The workers were employed as Cleaning Service Officers in the Education Directorate of the Australian Capital Territory. They were hired for a specific purpose. The Territory had built a temporary "surge" workforce to cover permanent cleaners while it worked through a backlog of accrued leave. The three made a merit list and were offered work.
Their contracts, signed in early January 2025, were titled "Temporary Employment Contract." Each set out a fixed period running from January 23 to June 27, 2025, said the job would end when that period closed, and stated the employee had no reasonable expectation of work beyond it. When the leave program ran long, the Territory offered extensions from June 28, 2025 to January 28, 2026. The workers signed again.

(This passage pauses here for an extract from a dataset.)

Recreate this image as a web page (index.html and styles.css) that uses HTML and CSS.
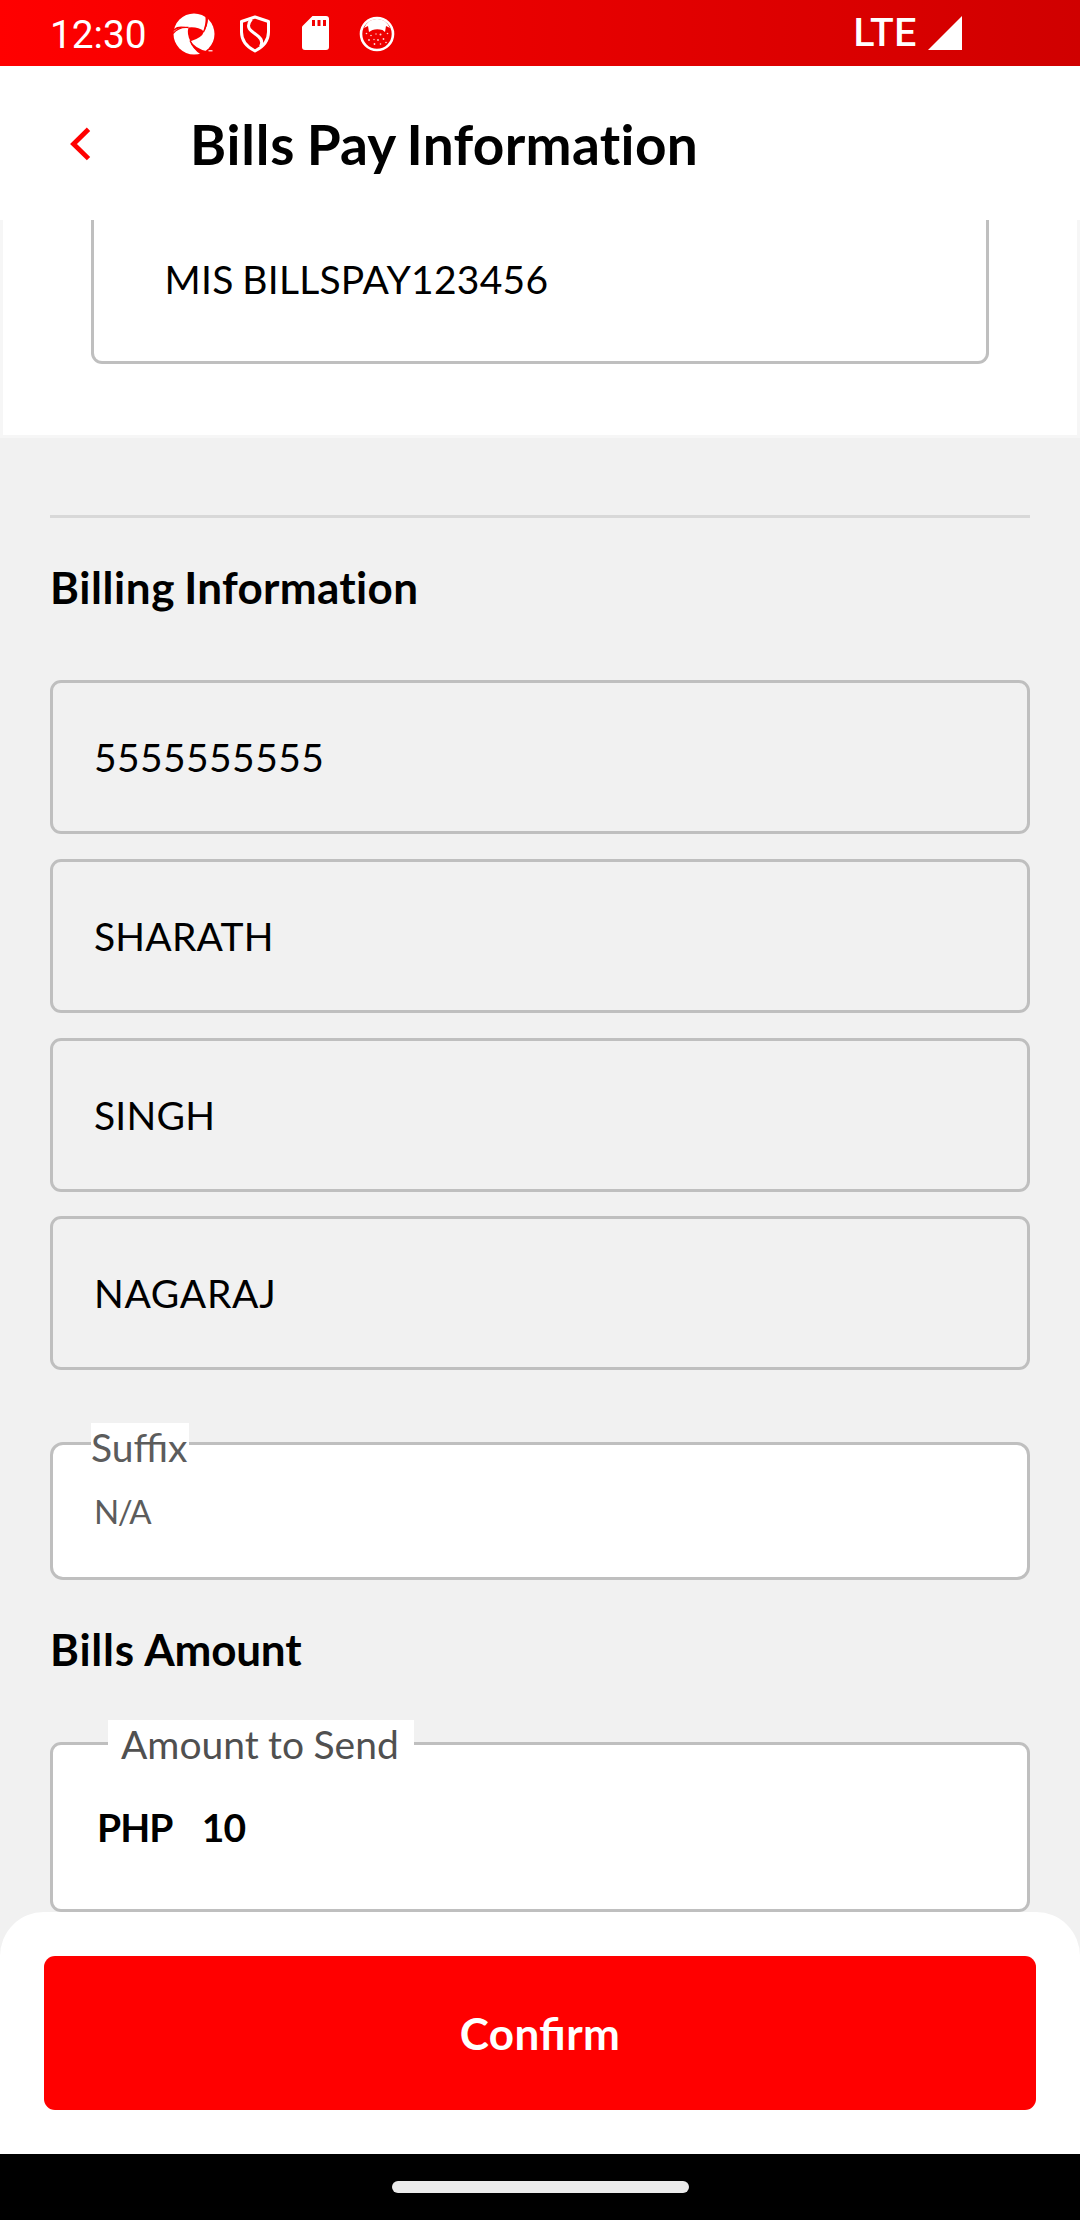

On January 28, 2026, the Territory told them their employment had ended.
They applied to the Fair Work Commission under section 365 of the Fair Work Act - the general protections path, which requires that a person has "been dismissed." The Territory objected immediately. There was no dismissal, it said. The contracts had simply reached their end date. That objection went to jurisdiction, so the Commission had to resolve it before anything else.
The workers argued context should win....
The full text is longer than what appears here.